A misdemeanor is a criminal offense that is less serious than a felony. Misdemeanor battery charges can vary by state. Under Wisconsin Law, “Whoever causes bodily harm to another by an act done with intent to cause bodily harm to that person or another without the consent of the person so harmed is guilty of a Class A misdemeanor.” (Wisconsin Statute 940.19(1))

Statute of Limitations for Misdemeanor Battery 

According to Wisconsin Statute 893.57, the statute of limitations for battery is 3 years. This means that you cannot be charged with misdemeanor battery for a fight you were involved in more than 3 years ago. Statutes of limitations set time limits on how long you have to file a lawsuit and how long the state has to prosecute someone for a crime. These time limits vary from state to state and depend on the individual legal claim or crime. The time period begins on the date the crime or other incident occurs. Once the time period expires, the lawsuit cannot be filed and the defendant cannot be prosecuted. 

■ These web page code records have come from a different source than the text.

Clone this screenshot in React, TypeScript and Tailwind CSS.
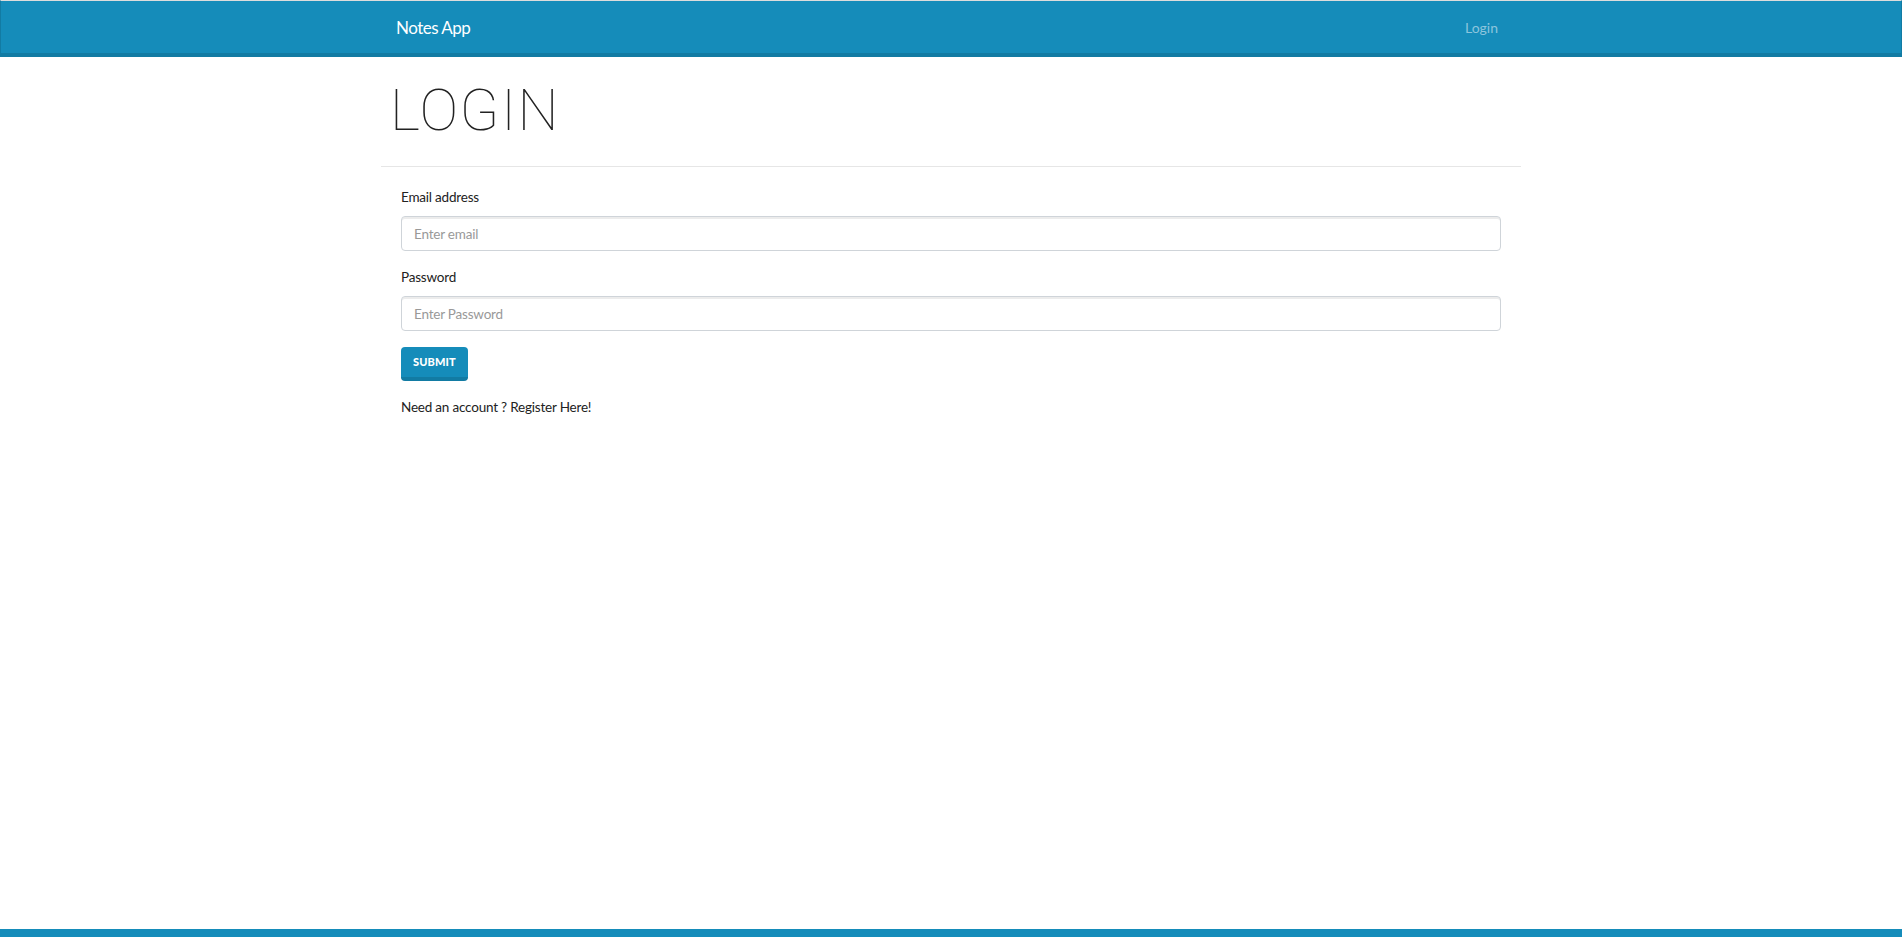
import React from "react";

export default function App() {
  return (
    <div className="min-h-screen flex flex-col bg-white text-[#222222] font-['Lato','Liberation_Sans',sans-serif] text-[13.5px] tracking-[-0.015em]">
      <nav className="border-t border-t-[#dcdcdc] border-x border-x-[#127ba3] border-b-4 border-b-[#127ba3] bg-[#158cba]">
        <div className="mx-auto w-[1140px] px-[15px] h-[52px] flex items-center justify-between">
          <span className="text-white text-[17px] tracking-[-0.03em] leading-none">Notes App</span>
          <span className="px-2 text-[14px] tracking-normal text-[#8cc5dd]">Login</span>
        </div>
      </nav>

      <main className="flex-1">
        <div className="mx-auto w-[1140px]">
          <div className="px-[9px] pt-[24px] pb-[27px]">
            <h1 className="font-['Roboto',sans-serif] font-thin text-[58px] leading-[58px] tracking-[0.025em] text-[#222]">LOGIN</h1>
          </div>
          <hr className="border-0 border-t border-t-[#e6e6e6]" />

          <form className="px-5 pt-5 flex flex-col" onSubmit={(e) => e.preventDefault()}>
            <label className="leading-5">Email address</label>
            <input
              type="email"
              placeholder="Enter email"
              className="mt-[9px] h-[35px] w-full rounded border border-[#cfd4d9] shadow-[inset_0_2px_0_rgba(0,0,0,0.075)] px-3 text-[13.5px] placeholder:text-[#999999] outline-none"
            />
            <label className="mt-4 leading-5">Password</label>
            <input
              type="password"
              placeholder="Enter Password"
              className="mt-[9px] h-[35px] w-full rounded border border-[#cfd4d9] shadow-[inset_0_2px_0_rgba(0,0,0,0.075)] px-3 text-[13.5px] placeholder:text-[#999999] outline-none"
            />
            <div className="mt-4">
              <button
                type="submit"
                className="h-[34px] px-[12px] rounded bg-[#158cba] border-b-4 border-b-[#127ba3] text-white text-[11px] font-black tracking-[0.01em] uppercase"
              >
                Submit
              </button>
            </div>
            <p className="mt-4 leading-5">
              Need an account ? <a className="text-[#222]">Register Here!</a>
            </p>
          </form>
        </div>
      </main>

      <footer className="h-2 bg-[#158cba]" />
    </div>
  );
}
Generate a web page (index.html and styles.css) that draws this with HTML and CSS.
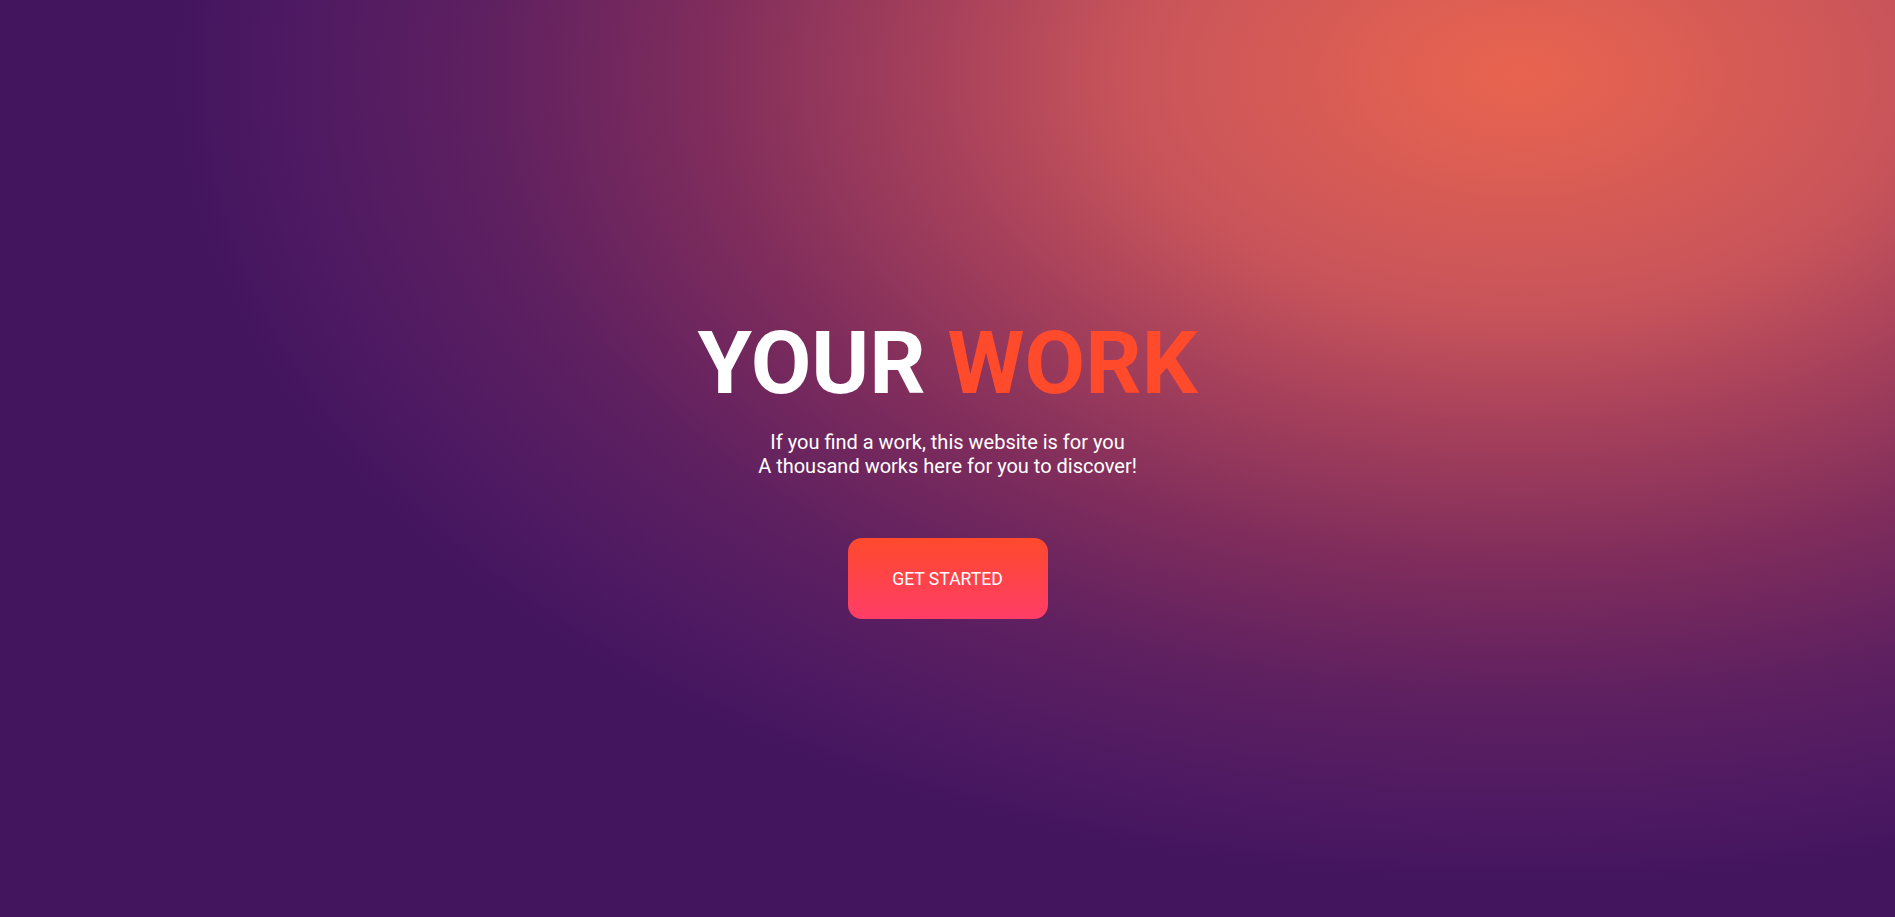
FILE: index.html
```html
<!DOCTYPE html>
<html lang="en">
<head>
<meta charset="utf-8">
<title>Your Work</title>
<link rel="stylesheet" href="styles.css">
</head>
<body>
<main class="hero">
  <div class="hero-text">
    <h1 class="title">YOUR <span class="accent">WORK</span></h1>
    <p class="lead">If you find a work, this website is for you<br>A thousand works here for you to discover!</p>
  </div>
  <a class="cta" href="#">GET STARTED</a>
</main>
</body>
</html>
```
FILE: styles.css
```css
html, body {
  margin: 0;
  padding: 0;
  height: 100%;
}
body {
  font-family: Roboto, "Liberation Sans", Arial, sans-serif;
  color: #fff;
  background-color: #42155f;
  background-image: radial-gradient(ellipse 1350px 810px at 1520px 75px,
    #e9644f 0%,
    #c8545a 29%,
    #a7415b 43%,
    #7e2c5c 61%,
    #5e2060 77%,
    #4f1a62 90%,
    #43155f 100%);
  overflow: hidden;
}
.hero {
  box-sizing: border-box;
  min-height: 100vh;
  padding-top: 21px;
  display: flex;
  flex-direction: column;
  align-items: center;
  justify-content: center;
}
.hero-text {
  width: 100%;
  text-align: center;
}
.title {
  margin: 0;
  font-size: 88px;
  line-height: 1;
  font-weight: 700;
  color: #fff;
}
.accent {
  color: #ff4a2b;
}
.lead {
  margin: 23px 0 0;
  font-size: 20px;
  line-height: 24px;
  font-weight: 400;
}
.cta {
  margin-top: 60px;
  width: 200px;
  height: 81px;
  display: flex;
  align-items: center;
  justify-content: center;
  border-radius: 14px;
  background: linear-gradient(180deg, #ff4a2c 0%, #ff3d67 100%);
  color: #fff;
  font-size: 17.6px;
  text-decoration: none;
}
```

Mequon Battery Lawyer with Free Consultations 

If you need a battery lawyer in Mequon, work with Grieve Law. Our top rated defense lawyers can reduce the charges or get them dropped entirely. Grieve Law LLC’s defense lawyers have a reputation for winning. We offer free lawyer consultations for Mequon, WI residents.

Contact Grieve Law if you need a battery lawyer in Mequon.

Will a Battery Charge Stay on My Record?

If you are convicted of battery in Wisconsin, you could face a prison sentence of up to 9 months and a fine of up to $10,000. Even after serving your penalty, the misdemeanor charge is likely to remain on your record permanently.

Legal Defenses for Misdemeanor Battery

Self-Defense is a valid legal defense for Battery, which permits the accused to use force or threaten violence against another person only when the following requirements are met:

  • The defendant believed there was an actual or imminent unlawful interference with their person.
  • The defendant believed the amount of force used or threatened was necessary to prevent or terminate the interference.
  • The defendant's beliefs were reasonable.